Evenness describes how consistently an instrument responds and sounds
across its entire range.
From one note to the next.
From string to string.
From the bottom of the instrument to the top.
What Evenness Feels Like
When you play a scale, there should be a sameness of sound
from bottom to top—and back again.
As your bow crosses your strings,
does the sound stay consistent?
Does it feel the same under your bow?
Here’s what you’re listening for:
A consistent sound.
A consistent response.
Note to note,
in your ear and under your bow.
When Evenness Is Missing
When an instrument is uneven,
one note might speak easily
while another resists.
One string may sound full and rich.
Another thin, nasal, or weak.
Once again, as a player, you begin to adjust—
and once again, often without realizing it.
The Hidden Effect
The adjustments start to accumulate.
Maybe your bow digs into the string a bit more.
Certain notes feel like you need to rush the bow.
Or you’re continually searching for the best contact point—
a little closer to the fingerboard, a little closer to the bridge.
It can become more than just distracting and confusing.
Over time, it can develop into an uncomfortable relationship with your music.
Rather than playing without inhibition,
the shadow of managing your instrument
is always rustling in the wings.
Why It Matters
At this point, it’s pretty clear why it matters.
Even with good response, playing with a beautiful sound
is challenging enough.
Without evenness, subtleties get lost.
Dynamics become harder to control.
Working on your technique becomes more difficult.
How you sound. How you play…
It’s hard when your attention keeps getting
pulled back to mechanics.
What to Listen For
Play scales that move across all four strings.

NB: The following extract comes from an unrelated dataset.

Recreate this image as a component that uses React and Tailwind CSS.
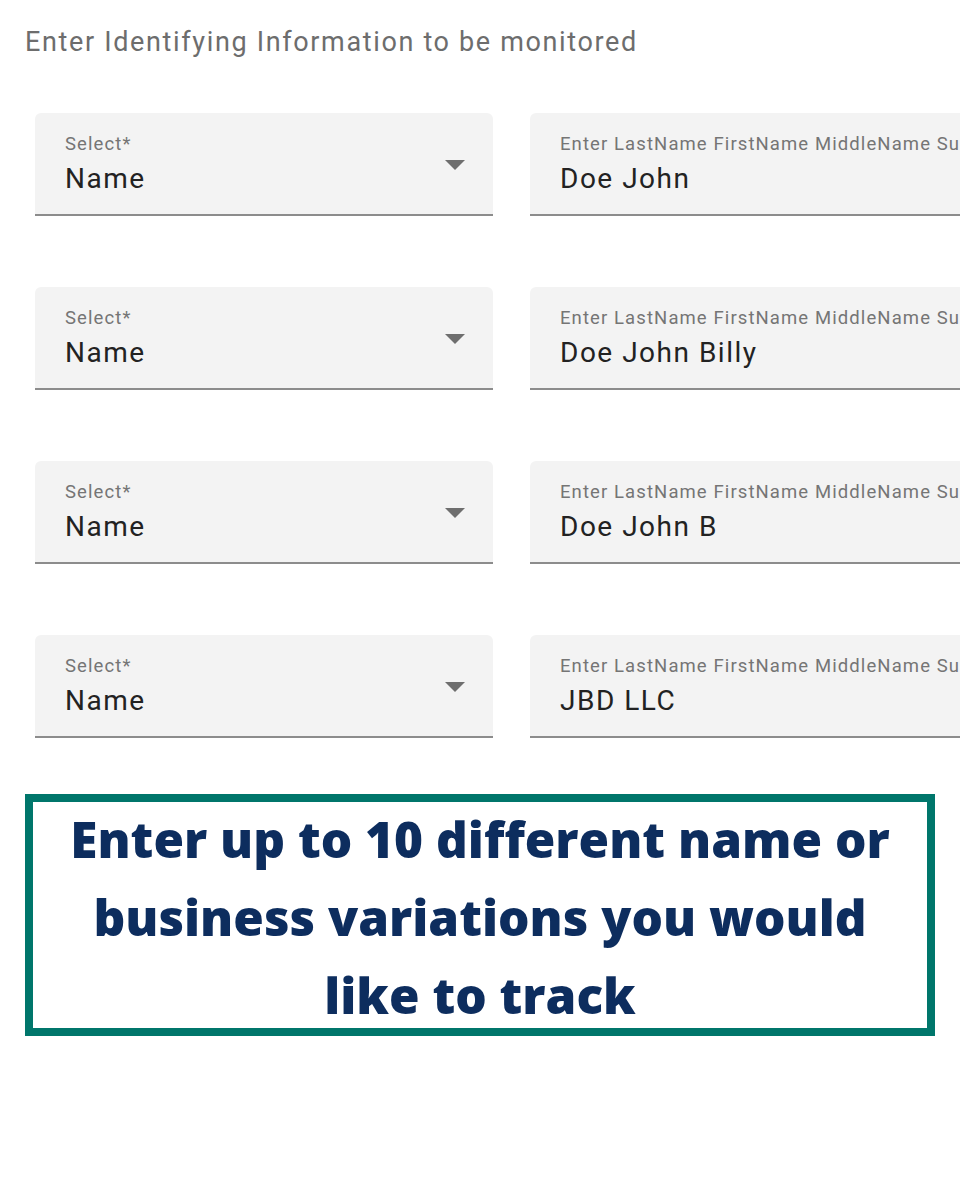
const ROWS = ['Doe John', 'Doe John Billy', 'Doe John B', 'JBD LLC'];

const Field = ({ label, value, arrow }) => (
  <div className="relative h-[103px] w-[458px] shrink-0 rounded-t-[6px] border-b-2 border-[#8c8c8c] bg-[#f3f3f3] pl-[30px] pt-[20px]">
    <div className="whitespace-nowrap text-[18.5px] leading-[22px] tracking-[1.1px] text-[#757575]">{label}</div>
    <div className="mt-[9px] whitespace-nowrap text-[28px] leading-[30px] tracking-[1.5px] text-[#222]">{value}</div>
    {arrow && (
      <svg className="absolute right-[28px] top-[47px]" width="20" height="10" viewBox="0 0 20 10">
        <path d="M0 0 L20 0 L10 10 Z" fill="#6e6e6e" />
      </svg>
    )}
  </div>
);

export default function App() {
  return (
    <div className="h-[1200px] w-[960px] overflow-hidden bg-white font-['Roboto',sans-serif]">
      <div className="whitespace-nowrap pl-[25px] pt-[27px] text-[27px] leading-[30px] tracking-[1.65px] text-[#6d6d6d]">
        Enter Identifying Information to be monitored
      </div>
      <div className="mt-[56px] flex flex-col gap-[71px] pl-[35px]">
        {ROWS.map((v) => (
          <div key={v} className="flex gap-[37px]">
            <Field label="Select*" value="Name" arrow />
            <Field label="Enter LastName FirstName MiddleName Suffix" value={v} />
          </div>
        ))}
      </div>
      <div className="ml-[25px] mt-[56px] flex h-[242px] w-[910px] flex-col items-center justify-center border-[8px] border-[#00766b] bg-white">
        <div className="mt-[4px] whitespace-nowrap text-center font-['Open_Sans',sans-serif] text-[49.5px] font-extrabold leading-[78px] text-[#0d2d5e]">
          Enter up to 10 different name or<br />
          business variations you would<br />
          like to track
        </div>
      </div>
    </div>
  );
}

Listen carefully as you cross from one string to another.
Do changes in volume appear?
Does the tone suddenly become brighter, thinner, or heavier?
If one string stands out,
listen closely:
Is that string stronger—
or is the one before it weaker?
Evenness is about balance across the whole instrument.

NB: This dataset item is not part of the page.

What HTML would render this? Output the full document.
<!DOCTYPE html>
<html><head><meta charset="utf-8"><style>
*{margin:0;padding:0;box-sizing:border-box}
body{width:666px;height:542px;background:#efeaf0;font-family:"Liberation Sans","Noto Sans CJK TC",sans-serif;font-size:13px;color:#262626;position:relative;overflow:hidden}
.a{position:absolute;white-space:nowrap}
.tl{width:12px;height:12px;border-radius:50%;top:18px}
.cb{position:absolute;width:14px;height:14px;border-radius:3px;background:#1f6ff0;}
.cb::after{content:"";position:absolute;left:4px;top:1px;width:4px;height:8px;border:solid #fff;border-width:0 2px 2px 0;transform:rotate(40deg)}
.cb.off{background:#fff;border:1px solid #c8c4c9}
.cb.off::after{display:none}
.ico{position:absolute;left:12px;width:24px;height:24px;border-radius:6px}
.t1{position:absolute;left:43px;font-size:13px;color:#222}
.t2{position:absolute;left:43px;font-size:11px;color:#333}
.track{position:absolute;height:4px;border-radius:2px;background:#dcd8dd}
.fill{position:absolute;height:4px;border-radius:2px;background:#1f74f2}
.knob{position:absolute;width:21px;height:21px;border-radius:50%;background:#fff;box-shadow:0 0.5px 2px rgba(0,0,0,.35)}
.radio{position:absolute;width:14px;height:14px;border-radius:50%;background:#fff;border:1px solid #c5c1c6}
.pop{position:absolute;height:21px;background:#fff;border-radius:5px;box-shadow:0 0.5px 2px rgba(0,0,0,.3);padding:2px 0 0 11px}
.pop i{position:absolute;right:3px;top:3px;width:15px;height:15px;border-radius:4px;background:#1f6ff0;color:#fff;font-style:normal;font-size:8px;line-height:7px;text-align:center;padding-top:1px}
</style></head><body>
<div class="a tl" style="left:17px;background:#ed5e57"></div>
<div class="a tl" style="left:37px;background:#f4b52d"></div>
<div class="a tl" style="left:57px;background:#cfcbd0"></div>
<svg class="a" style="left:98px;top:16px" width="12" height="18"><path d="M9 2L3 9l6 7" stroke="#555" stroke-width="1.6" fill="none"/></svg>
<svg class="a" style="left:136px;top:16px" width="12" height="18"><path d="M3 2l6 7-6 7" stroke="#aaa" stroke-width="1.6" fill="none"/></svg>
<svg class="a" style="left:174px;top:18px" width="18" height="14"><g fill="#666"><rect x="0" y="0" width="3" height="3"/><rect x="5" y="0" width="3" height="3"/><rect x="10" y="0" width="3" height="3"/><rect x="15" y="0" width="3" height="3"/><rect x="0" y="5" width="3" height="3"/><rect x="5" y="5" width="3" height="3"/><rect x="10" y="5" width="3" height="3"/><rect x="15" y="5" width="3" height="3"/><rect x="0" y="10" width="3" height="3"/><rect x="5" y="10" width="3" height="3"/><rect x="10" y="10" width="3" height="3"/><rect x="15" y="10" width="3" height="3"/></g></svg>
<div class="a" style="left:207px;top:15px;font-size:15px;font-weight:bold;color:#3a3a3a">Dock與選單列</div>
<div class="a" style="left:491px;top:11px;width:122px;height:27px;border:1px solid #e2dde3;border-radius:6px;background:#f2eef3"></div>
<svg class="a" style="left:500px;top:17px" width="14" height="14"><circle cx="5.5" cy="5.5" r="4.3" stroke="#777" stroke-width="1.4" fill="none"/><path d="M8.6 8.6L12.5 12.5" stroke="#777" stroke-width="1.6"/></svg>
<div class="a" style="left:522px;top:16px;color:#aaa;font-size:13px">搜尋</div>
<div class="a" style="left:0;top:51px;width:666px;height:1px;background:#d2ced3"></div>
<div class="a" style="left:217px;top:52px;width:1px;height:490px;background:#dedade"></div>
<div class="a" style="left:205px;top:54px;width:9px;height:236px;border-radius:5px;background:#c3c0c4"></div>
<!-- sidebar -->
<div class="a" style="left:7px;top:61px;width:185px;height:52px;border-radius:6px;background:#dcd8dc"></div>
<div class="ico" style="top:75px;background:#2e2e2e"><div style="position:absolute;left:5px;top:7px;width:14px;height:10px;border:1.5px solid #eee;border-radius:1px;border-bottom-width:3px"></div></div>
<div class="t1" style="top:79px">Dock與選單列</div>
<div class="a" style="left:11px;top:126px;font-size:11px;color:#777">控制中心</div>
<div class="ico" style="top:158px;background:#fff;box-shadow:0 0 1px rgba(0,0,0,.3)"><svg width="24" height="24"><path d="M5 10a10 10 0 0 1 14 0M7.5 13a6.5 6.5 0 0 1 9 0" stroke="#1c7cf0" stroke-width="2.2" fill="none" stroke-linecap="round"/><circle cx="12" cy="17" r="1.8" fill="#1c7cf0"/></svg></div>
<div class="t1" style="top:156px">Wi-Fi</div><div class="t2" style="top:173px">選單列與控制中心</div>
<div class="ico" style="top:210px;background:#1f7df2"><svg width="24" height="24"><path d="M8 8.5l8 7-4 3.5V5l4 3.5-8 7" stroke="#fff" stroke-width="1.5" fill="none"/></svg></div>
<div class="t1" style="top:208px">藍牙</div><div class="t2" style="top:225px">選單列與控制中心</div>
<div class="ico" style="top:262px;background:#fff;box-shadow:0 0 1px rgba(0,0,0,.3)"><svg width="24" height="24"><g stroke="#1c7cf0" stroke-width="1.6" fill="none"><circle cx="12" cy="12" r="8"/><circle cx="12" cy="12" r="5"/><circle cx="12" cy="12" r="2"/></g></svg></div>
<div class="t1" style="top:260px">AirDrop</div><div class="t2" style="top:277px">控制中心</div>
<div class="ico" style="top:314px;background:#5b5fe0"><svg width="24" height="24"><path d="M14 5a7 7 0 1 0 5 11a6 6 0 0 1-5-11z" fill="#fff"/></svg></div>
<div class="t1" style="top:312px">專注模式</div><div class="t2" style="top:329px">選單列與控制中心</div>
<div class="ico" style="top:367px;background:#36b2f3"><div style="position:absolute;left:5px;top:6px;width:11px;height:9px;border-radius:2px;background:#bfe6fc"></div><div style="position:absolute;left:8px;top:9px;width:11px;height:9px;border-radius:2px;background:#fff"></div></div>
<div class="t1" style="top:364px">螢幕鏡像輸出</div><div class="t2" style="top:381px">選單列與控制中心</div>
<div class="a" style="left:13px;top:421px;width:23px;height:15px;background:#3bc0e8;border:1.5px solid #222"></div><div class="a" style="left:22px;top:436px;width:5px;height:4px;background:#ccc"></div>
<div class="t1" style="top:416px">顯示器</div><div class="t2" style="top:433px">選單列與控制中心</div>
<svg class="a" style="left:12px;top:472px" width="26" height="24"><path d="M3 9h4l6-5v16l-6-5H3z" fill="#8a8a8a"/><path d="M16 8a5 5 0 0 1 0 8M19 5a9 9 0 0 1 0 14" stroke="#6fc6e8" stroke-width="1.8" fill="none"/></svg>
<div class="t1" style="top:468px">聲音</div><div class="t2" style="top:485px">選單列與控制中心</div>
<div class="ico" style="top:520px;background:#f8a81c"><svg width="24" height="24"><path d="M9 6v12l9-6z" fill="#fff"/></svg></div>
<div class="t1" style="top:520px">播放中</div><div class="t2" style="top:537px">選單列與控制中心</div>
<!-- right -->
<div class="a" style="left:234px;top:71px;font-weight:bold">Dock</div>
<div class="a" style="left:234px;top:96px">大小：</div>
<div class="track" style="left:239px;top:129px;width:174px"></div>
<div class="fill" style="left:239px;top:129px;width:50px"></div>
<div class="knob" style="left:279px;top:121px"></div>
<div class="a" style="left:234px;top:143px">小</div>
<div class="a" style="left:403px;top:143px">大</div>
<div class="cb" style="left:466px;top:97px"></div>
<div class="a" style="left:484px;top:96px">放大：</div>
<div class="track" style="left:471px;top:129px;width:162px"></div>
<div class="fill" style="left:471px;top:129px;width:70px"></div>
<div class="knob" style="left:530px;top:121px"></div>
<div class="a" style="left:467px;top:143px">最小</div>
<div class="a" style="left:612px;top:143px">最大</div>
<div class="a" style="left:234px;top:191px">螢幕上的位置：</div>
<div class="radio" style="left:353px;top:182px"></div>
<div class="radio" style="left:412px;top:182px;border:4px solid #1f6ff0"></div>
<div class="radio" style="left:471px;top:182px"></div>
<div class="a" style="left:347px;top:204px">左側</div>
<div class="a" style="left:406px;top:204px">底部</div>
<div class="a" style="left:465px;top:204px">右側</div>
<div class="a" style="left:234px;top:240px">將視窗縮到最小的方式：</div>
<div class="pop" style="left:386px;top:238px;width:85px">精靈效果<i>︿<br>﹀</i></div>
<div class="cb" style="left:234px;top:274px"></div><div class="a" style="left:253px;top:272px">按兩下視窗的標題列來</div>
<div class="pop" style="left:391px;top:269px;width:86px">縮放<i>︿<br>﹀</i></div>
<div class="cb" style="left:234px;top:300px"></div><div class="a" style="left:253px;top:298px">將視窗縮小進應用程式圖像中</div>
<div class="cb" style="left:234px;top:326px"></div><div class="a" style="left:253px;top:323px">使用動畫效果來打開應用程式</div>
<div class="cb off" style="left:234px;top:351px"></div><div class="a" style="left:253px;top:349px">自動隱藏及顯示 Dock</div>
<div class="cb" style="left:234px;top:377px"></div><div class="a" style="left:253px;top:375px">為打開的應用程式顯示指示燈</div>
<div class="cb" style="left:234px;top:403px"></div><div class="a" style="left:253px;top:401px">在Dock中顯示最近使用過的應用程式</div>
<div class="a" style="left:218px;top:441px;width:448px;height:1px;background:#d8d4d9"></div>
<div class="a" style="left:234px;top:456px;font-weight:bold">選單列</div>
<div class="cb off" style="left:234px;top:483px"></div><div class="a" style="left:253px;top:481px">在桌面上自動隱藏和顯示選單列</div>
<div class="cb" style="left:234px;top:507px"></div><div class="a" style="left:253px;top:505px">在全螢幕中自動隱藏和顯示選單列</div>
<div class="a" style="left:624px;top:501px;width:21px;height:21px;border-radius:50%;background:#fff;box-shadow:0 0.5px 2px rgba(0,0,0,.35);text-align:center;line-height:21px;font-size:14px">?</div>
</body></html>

You’re listening for continuity—
not isolated strengths.
Consistency
Evenness should feel stable.
Maybe not perfect, but reliable.
Something you can depend on
from note to note, string to string.
Closing
Evenness is easy to overlook at first.
But over time, it becomes one of the most important qualities to recognize.
It determines whether the instrument supports your playing—
or whether you’re constantly working around it.
Try It
To explore this from your side,
the Pulling a Straight Bow exercise below helps develop consistency in your stroke.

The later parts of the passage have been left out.